● Given material:
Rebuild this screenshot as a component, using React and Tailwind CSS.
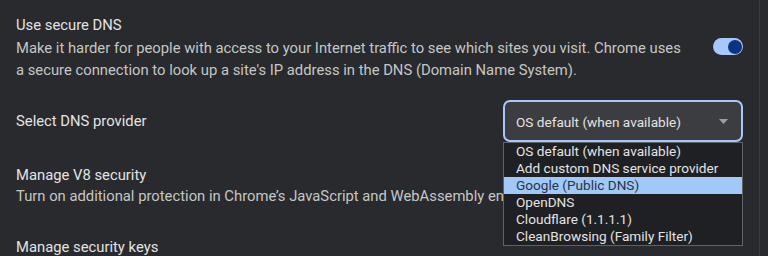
import React from "react";

const options = [
  "OS default (when available)",
  "Add custom DNS service provider",
  "Google (Public DNS)",
  "OpenDNS",
  "Cloudflare (1.1.1.1)",
  "CleanBrowsing (Family Filter)",
];

export default function App() {
  return (
    <div
      className="w-[768px] h-[256px] overflow-hidden bg-[#292a2d] flex"
      style={{ fontFamily: "Roboto, 'Liberation Sans', sans-serif" }}
    >
      <div className="w-[760px] border-r border-[#3a3b3e] flex flex-col">
        {/* Use secure DNS */}
        <div className="flex items-center pl-4 pr-4 pt-[15px]">
          <div className="flex-1">
            <div className="text-[14.8px] leading-[21px] text-[#e3e3e3]">Use secure DNS</div>
            <div className="mt-[2px] text-[14.8px] leading-[21.5px] text-[#c4c7c5]">
              Make it harder for people with access to your Internet traffic to see which sites you visit. Chrome uses
              <br />
              a secure connection to look up a site's IP address in the DNS (Domain Name System).
            </div>
          </div>
          <div className="relative w-[30px] h-[17px] rounded-full bg-[#a8c7fa] -mt-[3px]">
            <div className="absolute right-[1.5px] top-[1.5px] w-[14px] h-[14px] rounded-full bg-[#0a3585]" />
          </div>
        </div>

        {/* Select DNS provider */}
        <div className="flex items-center pl-4 pr-4 mt-[19px] h-[42px]">
          <div className="flex-1 text-[14.8px] text-[#e3e3e3]">Select DNS provider</div>
          <div className="relative w-[240px] h-[42px]">
            <div className="w-full h-full rounded-[7px] border-2 border-[#a8c7fa] bg-[#3c3d40] flex items-center pl-[11px] pr-[12px]">
              <span className="flex-1 text-[13.6px] text-[#e3e3e3] pt-[2px]">OS default (when available)</span>
              <svg width="9" height="5" viewBox="0 0 9 5" className="mr-[1px]">
                <path d="M0 0 L9 0 L4.5 5 Z" fill="#9aa0a6" />
              </svg>
            </div>
            <div className="absolute left-0 top-[42px] w-[240px] bg-[#1f2023] border border-[#5f6368] z-10">
              {options.map((o, i) => (
                <div
                  key={o}
                  className={
                    i === 2
                      ? "h-[17px] leading-[17px] pl-[12px] text-[13.6px] bg-[#a0c8f8] text-[#2a3442]"
                      : "h-[17px] leading-[17px] pl-[12px] text-[13.6px] text-[#e3e3e3]"
                  }
                >
                  {o}
                </div>
              ))}
            </div>
          </div>
        </div>

        <div className="mt-[6px] h-px bg-[#3c3d40]" />

        {/* Manage V8 security */}
        <div className="pl-4 pt-[17px] pb-[15px]">
          <div className="text-[14.8px] leading-[21px] text-[#e3e3e3]">Manage V8 security</div>
          <div className="text-[14.8px] leading-[21px] text-[#c4c7c5]">
            Turn on additional protection in Chrome’s JavaScript and WebAssembly engine
          </div>
        </div>

        <div className="h-px bg-[#3c3d40]" />

        <div className="pl-4 pt-[15px]">
          <div className="text-[14.8px] leading-[21px] text-[#e3e3e3]">Manage security keys</div>
        </div>
      </div>
    </div>
  );
}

● What the exercise asks:
Extract the full listing exactly, with the pictures left out.

● Solution below:
Rebuild this screenshot as a component, using React and Tailwind CSS.
import React from "react";

const options = [
  "OS default (when available)",
  "Add custom DNS service provider",
  "Google (Public DNS)",
  "OpenDNS",
  "Cloudflare (1.1.1.1)",
  "CleanBrowsing (Family Filter)",
];

export default function App() {
  return (
    <div
      className="w-[768px] h-[256px] overflow-hidden bg-[#292a2d] flex"
      style={{ fontFamily: "Roboto, 'Liberation Sans', sans-serif" }}
    >
      <div className="w-[760px] border-r border-[#3a3b3e] flex flex-col">
        {/* Use secure DNS */}
        <div className="flex items-center pl-4 pr-4 pt-[15px]">
          <div className="flex-1">
            <div className="text-[14.8px] leading-[21px] text-[#e3e3e3]">Use secure DNS</div>
            <div className="mt-[2px] text-[14.8px] leading-[21.5px] text-[#c4c7c5]">
              Make it harder for people with access to your Internet traffic to see which sites you visit. Chrome uses
              <br />
              a secure connection to look up a site's IP address in the DNS (Domain Name System).
            </div>
          </div>
          <div className="relative w-[30px] h-[17px] rounded-full bg-[#a8c7fa] -mt-[3px]">
            <div className="absolute right-[1.5px] top-[1.5px] w-[14px] h-[14px] rounded-full bg-[#0a3585]" />
          </div>
        </div>

        {/* Select DNS provider */}
        <div className="flex items-center pl-4 pr-4 mt-[19px] h-[42px]">
          <div className="flex-1 text-[14.8px] text-[#e3e3e3]">Select DNS provider</div>
          <div className="relative w-[240px] h-[42px]">
            <div className="w-full h-full rounded-[7px] border-2 border-[#a8c7fa] bg-[#3c3d40] flex items-center pl-[11px] pr-[12px]">
              <span className="flex-1 text-[13.6px] text-[#e3e3e3] pt-[2px]">OS default (when available)</span>
              <svg width="9" height="5" viewBox="0 0 9 5" className="mr-[1px]">
                <path d="M0 0 L9 0 L4.5 5 Z" fill="#9aa0a6" />
              </svg>
            </div>
            <div className="absolute left-0 top-[42px] w-[240px] bg-[#1f2023] border border-[#5f6368] z-10">
              {options.map((o, i) => (
                <div
                  key={o}
                  className={
                    i === 2
                      ? "h-[17px] leading-[17px] pl-[12px] text-[13.6px] bg-[#a0c8f8] text-[#2a3442]"
                      : "h-[17px] leading-[17px] pl-[12px] text-[13.6px] text-[#e3e3e3]"
                  }
                >
                  {o}
                </div>
              ))}
            </div>
          </div>
        </div>

        <div className="mt-[6px] h-px bg-[#3c3d40]" />

        {/* Manage V8 security */}
        <div className="pl-4 pt-[17px] pb-[15px]">
          <div className="text-[14.8px] leading-[21px] text-[#e3e3e3]">Manage V8 security</div>
          <div className="text-[14.8px] leading-[21px] text-[#c4c7c5]">
            Turn on additional protection in Chrome’s JavaScript and WebAssembly engine
          </div>
        </div>

        <div className="h-px bg-[#3c3d40]" />

        <div className="pl-4 pt-[15px]">
          <div className="text-[14.8px] leading-[21px] text-[#e3e3e3]">Manage security keys</div>
        </div>
      </div>
    </div>
  );
}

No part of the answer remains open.